Les produits d’épicerie sont achetés chez Métro, comme les fruits et légumes, qui sont toujours frais. Je vais aussi chez Promocash. Je n’ai pas de honte à le dire. Pour me soulager un peu, j’utilise parfois une ratatouille surgelée, il ne faut pas non plus tout condamner lorsque cela est congelé. Des produits préparés comme la pâte feuilletée sont bien et très utiles. J’achète aussi mon pain de campagne en surgelé chez Miko, précuit, en quignons individuels, et je termine la cuisson derrière. Il est toujours frais et chaud lorsque servi au client, et l’on évite les pertes. Je travaille aussi les poissons en surgelé, pour les plats du jour, car ce n’est pas ma spécialité. Mais je ne prends que du beau poisson, comme le filet de saint-pierre.

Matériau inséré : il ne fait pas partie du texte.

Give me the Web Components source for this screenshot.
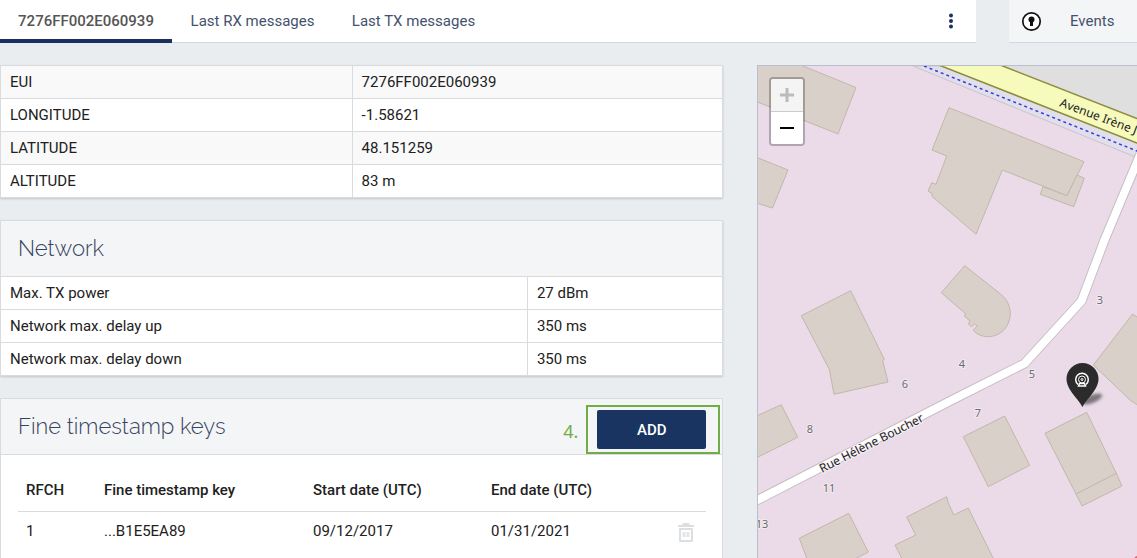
<!DOCTYPE html>
<html lang="en">
<head>
<meta charset="utf-8">
<title>Base station 7276FF002E060939</title>
<style>
  body { margin: 0; background: #e9edf0; color: #212121; font: 15px/20px Roboto, "Liberation Sans", sans-serif; }
</style>
</head>
<body>
<station-page></station-page>

<template id="tpl-page">
  <style>
    :host { display: flex; flex-direction: column; min-height: 100vh; }
    header { display: flex; gap: 33px; }
    tab-bar { flex: 1; min-width: 0; }
    main { flex: 1; display: grid; grid-template-columns: minmax(0, 40fr) minmax(0, 21fr); gap: 34px; padding-top: 22px; }
    .cards { display: flex; flex-direction: column; gap: 22px; }
    .last { flex: 1; }
  </style>
  <header>
    <tab-bar></tab-bar>
    <event-link></event-link>
  </header>
  <main>
    <div class="cards">
      <info-card striped split="35 / 72" label="Identity"></info-card>
      <info-card split="35 / 48" heading="Network" label="Network"></info-card>
      <key-card class="last"></key-card>
    </div>
    <site-map></site-map>
  </main>
</template>

<template id="tpl-tabs">
  <style>
    :host { display: flex; align-items: center; height: 42px; background: #fff; border-bottom: 1px solid #d3d8de; }
    nav { display: flex; flex: 1; align-self: stretch; }
    a { box-sizing: border-box; min-width: 161px; height: 43px; padding: 11px 16px 0; text-align: center; white-space: nowrap; color: #44526e; text-decoration: none; }
    a[aria-current] { min-width: 172px; color: #555; font-weight: 500; border-bottom: 4px solid #1a3060; }
    button { display: flex; border: 0; background: none; padding: 8px; margin-right: 9px; }
  </style>
  <nav>
    <a href="#station" aria-current="page">7276FF002E060939</a>
    <a href="#rx">Last RX messages</a>
    <a href="#tx">Last TX messages</a>
  </nav>
  <button aria-label="More actions">
    <svg width="16" height="16" fill="#1a3060"><circle cx="8" cy="2.5" r="2"/><circle cx="8" cy="8" r="2"/><circle cx="8" cy="13.5" r="2"/></svg>
  </button>
</template>

<template id="tpl-event">
  <style>
    :host { display: block; width: 128px; overflow: hidden; background: #f4f5f7; border-bottom: 1px solid #d3d8de; }
    a { display: flex; align-items: center; gap: 28px; height: 42px; padding-left: 12px; color: #44526e; text-decoration: none; }
  </style>
  <a href="#events">
    <svg width="21" height="22" viewBox="0 0 21 22"><circle cx="10.5" cy="11.5" r="8.7" fill="#fff" stroke="#111" stroke-width="1.7"/><circle cx="10.5" cy="9.6" r="3" fill="#111"/><path d="M9 10h3v6H9z" fill="#111"/></svg>
    <span>Events</span>
  </a>
</template>

<template id="tpl-info">
  <style>
    :host { display: block; background: #fff; border: 1px solid #d9dbde; box-shadow: 0 1px 2px rgba(0,0,0,.16); }
    h2 { margin: 0; padding: 0 17px; background: #f4f5f7; border-bottom: 1px solid #d9dbde; color: #36435f; font: 300 22px/55px Raleway, Lato, sans-serif; }
    table { width: 100%; border-collapse: separate; border-spacing: 0; table-layout: fixed; }
    th, td { box-sizing: border-box; height: 32px; padding: 0 9px; text-align: left; font-weight: 400; }
    td { border-left: 1px solid #d9dbde; }
    tr + tr > * { height: 33px; border-top: 1px solid #d9dbde; }
    :host([striped]) tr:nth-child(odd) { background: #f9f9f9; }
  </style>
  <h2></h2>
  <table><tbody></tbody></table>
</template>

<template id="tpl-keys">
  <style>
    :host { display: block; background: #fff; border: 1px solid #d9dbde; border-bottom: 0; }
    header { display: flex; align-items: flex-end; height: 55px; padding: 0 2px 0 17px; background: #f4f5f7; border-bottom: 1px solid #d9dbde; }
    h2 { flex: 1; margin: 0; color: #36435f; font: 300 22px/55px Raleway, Lato, sans-serif; }
    .step { margin: 0 8px 11px 0; color: #70ad47; font: 18px/24px "Noto Sans", sans-serif; }
    .mark { display: flex; padding: 3px 12px 3px 9px; border: 2px solid #70ad47; }
    .add { width: 109px; height: 39px; border: 0; border-radius: 2px; background: #1a3461; color: #fff; font: 500 15px/20px Roboto, sans-serif; }
    .body { padding: 15px 16px 0 17px; }
    table { width: 100%; border-collapse: collapse; table-layout: fixed; }
    th, td { box-sizing: border-box; height: 41px; padding: 0 8px; text-align: left; white-space: nowrap; }
    th { font-weight: 500; border-bottom: 1px solid #d9dbde; }
    td { height: 39px; }
    .ch { width: 78px; } .key { width: 209px; } .start { width: 178px; } .act { width: 37px; }
    .del { display: flex; margin-top: 4px; padding: 0; border: 0; background: none; }
  </style>
  <header>
    <h2>Fine timestamp keys</h2>
    <span class="step">4.</span>
    <div class="mark"><button class="add">ADD</button></div>
  </header>
  <div class="body">
    <table>
      <colgroup><col class="ch"><col class="key"><col class="start"><col><col class="act"></colgroup>
      <thead><tr><th>RFCH</th><th>Fine timestamp key</th><th>Start date (UTC)</th><th>End date (UTC)</th><th></th></tr></thead>
      <tbody><tr><td>1</td><td>...B1E5EA89</td><td>09/12/2017</td><td>01/31/2021</td>
        <td><button class="del" aria-label="Delete key"><svg width="18" height="20" viewBox="0 0 18 20" fill="#dcdfe2"><path d="M6 0h6l1 2h4v2H1V2h4z"/><path d="M3 6h12v12H3z" fill="none" stroke="#dcdfe2" stroke-width="2" stroke-linejoin="round"/><path d="M5.500 9h3v5h-3zM9.500 9h3v5h-3z" opacity=".8"/></svg></button></td></tr></tbody>
    </table>
  </div>
</template>

<template id="tpl-map">
  <style>
    :host { display: block; position: relative; overflow: hidden; background: #ebdbe8; border: 1px solid #b9bfcd; border-right: 0; border-bottom: 0; }
    .canvas { position: absolute; inset: 0; width: 100%; height: 100%; }
    .zoom { position: absolute; left: 11px; top: 11px; width: 32px; border: 2px solid rgba(0,0,0,.25); border-radius: 4px; background-clip: padding-box; }
    .zoom button { display: grid; place-items: center; width: 32px; height: 32px; padding: 0; border: 0; background: #fff; border-radius: 0 0 2px 2px; }
    .zoom button:first-child { height: 33px; background: #f4f4f4; border-bottom: 1px solid #ccc; border-radius: 2px 2px 0 0; }
    .b { fill: #d9d0c9; stroke: #c4b6ab; stroke-width: 1; }
    .n { font: 11px "Noto Sans", sans-serif; fill: #6b6b6b; text-anchor: middle; stroke: #f3eaf2; stroke-width: 2px; paint-order: stroke; }
    .street { font: 12px "Noto Sans", sans-serif; fill: #222; }
    .halo { stroke: #f6f0f5; stroke-width: 2px; paint-order: stroke; }
  </style>
  <svg class="canvas" role="img" aria-label="Map of the station's surroundings">
    <defs><filter id="soft" x="-50%" y="-50%" width="200%" height="200%"><feGaussianBlur stdDeviation="1.8"/></filter></defs>
    <g transform="translate(-758 -66)">
      <path fill="#e0dfdf" d="M913 66H1600V340L1133 156z"/>
      <path fill="#e1e0ea" stroke="#c9c2cc" d="M913 66l220 90 467 184v-16L941 66z"/>
      <path fill="#f6fabb" stroke="#8d8b3c" stroke-width="1.500" d="M935 63.500L1137 143l463 181v-25L1137 118.500 995 63z"/>
      <path fill="none" stroke="#3b3be0" stroke-width="1.500" stroke-dasharray="3 3" d="M924 66L1137 151l463 181"/>
      <g class="b">
        <path d="M750 45L803 66l53 21.500-18 46.500-88-35z"/>
        <path d="M750 155l7 2.500 31 12.500-15.500 38L750 201z"/>
        <path d="M949 107.700l57.700 23 77.300 31-17 34-64.700-25.700L976 234.300 931.700 196l.5-2.500-4.200-2.500 3.700-8.300 4.300 1.600 10.700-28.300L932 150z"/>
        <path d="M1077 175l7.300 3.300-10.600 28.400-33.400-12.400 2.700-7.600 24 9z"/>
        <path d="M964.700 265.700l23.600 18.600 13.400 10.700c5 4 8.800 11 8.600 20-1 13-11 21.700-22 21.700-5 0-12-2-15-6.700l4-4-2.600-2-3.400 2.700-3-2.700 1.700-3-5.700-5 1.700-2-24.700-21.300z"/>
        <path d="M850.700 290.700l33.600 68.600-1.600 1.400L888 382l-54 12.300-4.700-25-28-53.600z"/>
        <path d="M750 419l31.300-14.300 16.400 32.600L750 461z"/>
        <path d="M799.300 538.300l49.400-25 19.600 38.700L815 580z"/>
        <path d="M895 545l20.700-10-9-18 40-20.300 1.300 5.300 5.700 13 14.600-7L1010 592h-91z"/>
        <path d="M963.300 436.700L1004.700 416l25 49.300-41.400 21.400z"/>
        <path d="M1045 433.300l41.700-21 29.600 61L1122 486l-40 20-6-12z"/>
        <path fill="none" d="M1076 494l40.300-20.700"/>
        <path d="M1093.300 365l39.400-51 60 43L1160 420l-30-20z"/>
      </g>
      <g fill="none" stroke-linejoin="round">
        <path stroke="#c6bfc5" stroke-width="10" d="M1140 155l-35.500 85-23 61-57 62.500-71.500 36L740 509"/>
        <path stroke="#fff" stroke-width="8" d="M1140 155l-35.500 85-23 61-57 62.500-71.500 36L740 509"/>
      </g>
      <text class="street" transform="translate(1059 106) rotate(20.500)">Avenue Irène J</text>
      <text class="street halo" transform="translate(822 473) rotate(-27)">Rue Hélène Boucher</text>
      <g class="n">
        <text x="1100" y="304">3</text><text x="962" y="368">4</text><text x="1032" y="378">5</text><text x="905" y="388">6</text>
        <text x="978" y="417">7</text><text x="810" y="433">8</text><text x="829" y="492">11</text><text x="762" y="528">13</text>
      </g>
      <ellipse cx="1092" cy="399" rx="11" ry="4" transform="rotate(-22 1092 399)" fill="#333" opacity=".6" filter="url(#soft)"/>
      <path fill="#2b2b2b" d="M1082.500 407c-3-7-16-17-16-28a16 16 0 0 1 32 0c0 11-13 21-16 28z"/>
      <g fill="none" stroke="#fff">
        <path stroke-width="1.500" d="M1078 384.500a6.300 6.300 0 1 1 8 0"/>
        <circle cx="1082" cy="379.500" r="3.500" stroke-width="1"/>
        <circle cx="1082" cy="379.500" r="1" stroke-width="1"/>
        <path stroke-width="1.500" d="M1078.500 386l1-2.500h5l1 2.500z"/>
      </g>
      <circle cx="1138" cy="560" r="4" fill="#e06a68"/>
    </g>
  </svg>
  <div class="zoom">
    <button aria-label="Zoom in" disabled><svg width="14" height="14" stroke="#bbb" stroke-width="3"><path d="M0 7h14M7 0v14"/></svg></button>
    <button aria-label="Zoom out"><svg width="14" height="14" stroke="#000" stroke-width="2"><path d="M0 7h14"/></svg></button>
  </div>
</template>

<script>
  class TemplateElement extends HTMLElement {
    constructor() {
      super();
      this.attachShadow({ mode: "open" }).append(
        document.getElementById(this.constructor.template).content.cloneNode(true));
    }
  }
  const ROWS = {
    Identity: [["EUI", "7276FF002E060939"], ["LONGITUDE", "-1.58621"], ["LATITUDE", "48.151259"], ["ALTITUDE", "83 m"]],
    Network: [["Max. TX power", "27 dBm"], ["Network max. delay up", "350 ms"], ["Network max. delay down", "350 ms"]]
  };
  class TabBar extends TemplateElement { static template = "tpl-tabs"; }
  class EventLink extends TemplateElement { static template = "tpl-event"; }
  class KeyCard extends TemplateElement { static template = "tpl-keys"; }
  class SiteMap extends TemplateElement { static template = "tpl-map"; }
  class InfoCard extends TemplateElement {
    static template = "tpl-info";
    connectedCallback() {
      const title = this.shadowRoot.querySelector("h2");
      if (this.hasAttribute("heading")) title.textContent = this.getAttribute("heading");
      else title.remove();
      const body = this.shadowRoot.querySelector("tbody");
      body.replaceChildren();
      for (const [name, value] of ROWS[this.getAttribute("label")]) {
        const row = body.insertRow();
        const th = document.createElement("th");
        th.scope = "row";
        th.style.width = `calc(100% * ${this.getAttribute("split")})`;
        th.textContent = name;
        row.append(th);
        row.insertCell().textContent = value;
      }
    }
  }
  class StationPage extends TemplateElement { static template = "tpl-page"; }
  customElements.define("tab-bar", TabBar);
  customElements.define("event-link", EventLink);
  customElements.define("info-card", InfoCard);
  customElements.define("key-card", KeyCard);
  customElements.define("site-map", SiteMap);
  customElements.define("station-page", StationPage);
</script>
</body>
</html>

Sinon, je récupère tout, je fais un fond de volaille avec des ailerons, puis je les désosse, je les émince et les mélange à la crème épaisse avec du curry par exemple. Je peux ainsi les mettre dans des salades ou en amuse-bouches.

Pouvez-vous nous décrire un plat emblématique fait maison ?

Le coq au vin. Il y a du boulot dessus, mais cela me plaît vraiment. On découpe le coq et on prépare la marinade, à base de vin rouge. Je la fais avec des oignons, des échalotes, du thym, du laurier, de l’ail, du poivre concassé, du vert de poireau et des carottes. On laisse mariner trois jours, avant d’égoutter les morceaux. Je les fais ensuite revenir un par un dans la graisse de volaille, puis je les mets dans une casserole et les passe au four avec de la farine. J’ajoute après la marinade dans le coq, avec un fond de volaille. Ce dernier est issu de la carcasse cuite pendant une heure, avec de la garniture aromatique pour donner du goût. Je passe le tout au four et laisse mijoter pendant une heure et demie minimum. On ajoute des croûtons aillés, avec la garniture du jour, au minimum trois différentes pour tous nos plats : un féculent et d’autres accompagnements en fonction de la saison. En ce moment, on fait des champignons trompettes de la mort, il y a souvent des pleurotes, je peux faire des brunoises de légumes frais.

Je réalise aussi la tête de veau du menu lyonnais. J’adore faire mes propres soupes, telles que la soupe Parmentier. On peut faire revenir des oignons et mettre du bouillon de volaille avec la soupe. Je fais aussi du velouté de potiron, avec une grosse cuillère de crème épaisse par-dessus.